When you put on Fly or Die Fly or Die Fly or Die (World War), you think it's a false pressing or that you’ve chosen the wrong record. What you hear is an organ that is typical of a Robert Wyatt album, and this is not the only oddity. Much more dominant than on previous albums, for example, are the vocals, which branch shares with other musicians. Fly Or Die (the band) is augmented by guest musicians. Daniel Villareal (congas, percussion), Rob Frye (flute, bass clarinet), Nick Broste (trombone) and Akenya Seymour and Kuma Dog (vocals) steer the music in new directions several times. The result is that the music has nothing to do with jazz in the purist sense, but is a conglomerate of alternative music, calypso, South African rhythms, folk and zydeco.

Even though Fly or Die Fly or Die (World War) consists of eight tracks, the album is actually one long suite. Only “World War (Reprise)“ seems like an addendum, an echo, an encore. The organ of the beginning is back on that track, as are the vocals, and again, the music is reminiscent of Robert Wyatt. However, apart from the novelties, there are of course familiar aspects we’ve learned to love from previous albums like the monotonous, driving rhythms, often dominated by bass and cello, or branch’s unique, slightly smeared trumpet sound. This is best exemplified by the two core tracks, “Burning Grey“ and “Baba Louie“. The former is perhaps the most typical Fly-Or-Die track on the albums to music, since especially here the vocals come to the fore. branch takes over herself, her style is a mix of singing and rapping, as she has hinted at on tracks like “Prayer For Amerikka Part 1 & 2“ from the Fly Or Die Live album. In keeping with the good old soul dictum “Move Your Ass And Your Mind Will Follow,“ branch wants to move mind and body. When the words in “Burning Grey“ say that the future lives within us and we should never forget to fight, she reminds us that fighting includes change. Moreover, the content is also reflected in the form of the song, as it only pretends to have a clear structure, just to turn into a kind of collective howl with eerie overdubs, echos and dubs. Then again, the groove is never completely lost in the process; anger and joie de vivre are not mutually exclusive. “Baba Louie“, the second central piece, brings the other novelty of the album into focus - the guest musicians. Together with the band, they lay out a musical carpet reminiscent of Paul Simon’s Graceland, on which branch’s trumpet and the string instruments can spread out solos before the piece then tilts completely and reveals a dark, atonal side.

On Fly or Die Fly or Die Fly or Die (World War) you can hear that branch and Fly Or Die were still having fun in Chicago, mixing the possibilities of the professional studio with the recordings already done in Omaha - which makes her death even more tragic than it already has been. What else could she have made happen? Wasn’t she one of the few musicians who had a vision for the future of this music beyond the elitist opinions that Jazz means complex harmonies for trained ears and rhythmically demanding themes? branch, however, usually played only a few chords if it came to harmony, either as a blues or folk framework, from the USA or the Afro-Caribbean regions. For her, Jazz meant not only canon, but high sensitivity and intensity in the interplay. In this realization she was unique. This album shows that once again in an exemplary way.

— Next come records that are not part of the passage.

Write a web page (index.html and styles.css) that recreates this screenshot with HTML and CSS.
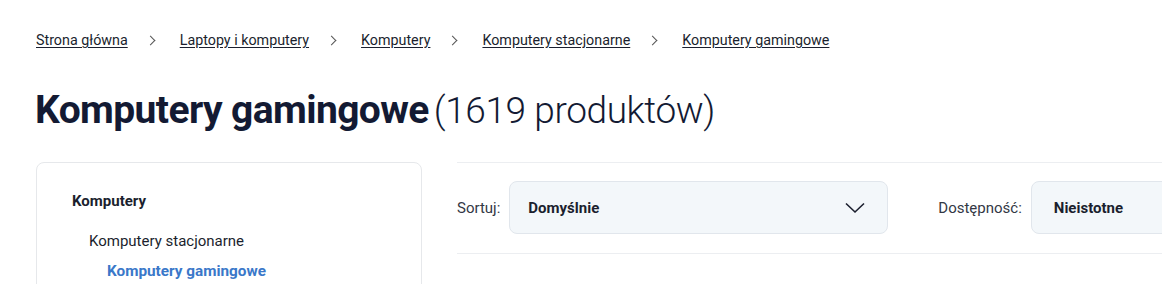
FILE: index.html
```html
<!DOCTYPE html>
<html lang="pl">
<head>
    <meta charset="UTF-8">
    <title>Komputery gamingowe</title>
    <link rel="stylesheet" href="styles.css">
</head>
<body>
    <nav class="breadcrumbs">
        <a href="#">Strona główna</a>
        <span class="sep"></span>
        <a href="#">Laptopy i komputery</a>
        <span class="sep"></span>
        <a href="#">Komputery</a>
        <span class="sep"></span>
        <a href="#">Komputery stacjonarne</a>
        <span class="sep"></span>
        <a href="#">Komputery gamingowe</a>
    </nav>

    <h1 class="title">Komputery gamingowe<span class="count">(1619 produktów)</span></h1>

    <div class="layout">
        <aside class="sidebar">
            <div class="cat cat-top">Komputery</div>
            <div class="cat cat-sub">Komputery stacjonarne</div>
            <div class="cat cat-active">Komputery gamingowe</div>
        </aside>

        <section class="content">
            <div class="toolbar">
                <div class="filter">
                    <span class="filter-label">Sortuj:</span>
                    <div class="select select-sort">
                        <span>Domyślnie</span>
                        <svg width="20" height="12" viewBox="0 0 20 12"><path d="M1 1.5 L10 10 L19 1.5" fill="none" stroke="#1b1f2e" stroke-width="1.6"/></svg>
                    </div>
                </div>
                <div class="filter">
                    <span class="filter-label">Dostępność:</span>
                    <div class="select select-avail">
                        <span>Nieistotne</span>
                    </div>
                </div>
            </div>
        </section>
    </div>
</body>
</html>
```

FILE: styles.css
```css
body {
    margin: 0;
    padding: 0 0 0 36px;
    font-family: Roboto, "Noto Sans", sans-serif;
    color: #1b1f2e;
    background: #fff;
    overflow: hidden;
}
.breadcrumbs {
    display: flex;
    align-items: center;
    padding-top: 30px;
    height: 20px;
    font-size: 14.3px;
    line-height: 20px;
}
.breadcrumbs a {
    color: #1b1f2e;
    text-decoration: underline;
    text-underline-offset: 2px;
}
.sep {
    width: 6px;
    height: 6px;
    border-top: 1.2px solid #555;
    border-right: 1.2px solid #555;
    transform: rotate(45deg);
    margin: 0 26px 0 19px;
}
.title {
    margin: 38px 0 0 -1px;
    font-size: 39px;
    line-height: 44px;
    font-weight: 700;
    color: #131a33;
    letter-spacing: -0.6px;
}
.count {
    font-weight: 300;
    font-size: 37px;
    margin-left: 5px;
    letter-spacing: -0.4px;
}
.layout {
    display: grid;
    grid-template-columns: 386px 1fr;
    gap: 35px;
    margin-top: 29px;
}
.sidebar {
    border: 1px solid #e6e8eb;
    border-radius: 8px;
    padding: 28px 35px 0;
    height: 140px;
    font-size: 15px;
    line-height: 20px;
}
.cat-top {
    font-weight: 700;
}
.cat-sub {
    margin: 20px 0 0 17px;
}
.cat-active {
    margin: 10px 0 0 35px;
    font-weight: 700;
    font-size: 15.3px;
    color: #3a78c9;
}
.content {
    min-width: 0;
}
.toolbar {
    display: flex;
    gap: 50px;
    border-top: 1px solid #eceef1;
    border-bottom: 1px solid #eceef1;
    padding: 18px 0 19px;
    white-space: nowrap;
}
.filter {
    display: flex;
    align-items: center;
    gap: 9px;
}
.filter-label {
    color: #333845;
    font-size: 15px;
}
.select {
    display: flex;
    align-items: center;
    justify-content: space-between;
    box-sizing: border-box;
    height: 53px;
    padding: 0 22px 0 18px;
    background: #f3f7fa;
    border: 1px solid #e1e6ec;
    border-radius: 8px;
    font-weight: 700;
    font-size: 15px;
}
.select-sort {
    width: 379px;
}
.select-avail {
    width: 300px;
    padding-left: 22px;
}
```
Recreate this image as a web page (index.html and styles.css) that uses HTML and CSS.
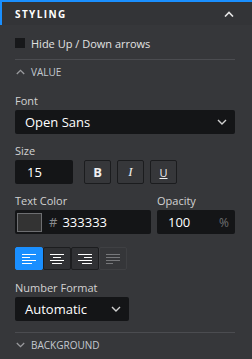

Fly or Die Fly or Die Fly or Die (World War) is available on vinyl, as a CD and as a download. You can listen to the album and order it on the label’s Bandcamp site.

2 comments:

Anonymous said...

Live or Die Live is so amazing. What a loss to music, radical politics, and the world.

Anonymous said...

Fly or Die Live is such an amazing work! What a loss for music, radical politics, and the world. I love her more each time I listen to one of her albums.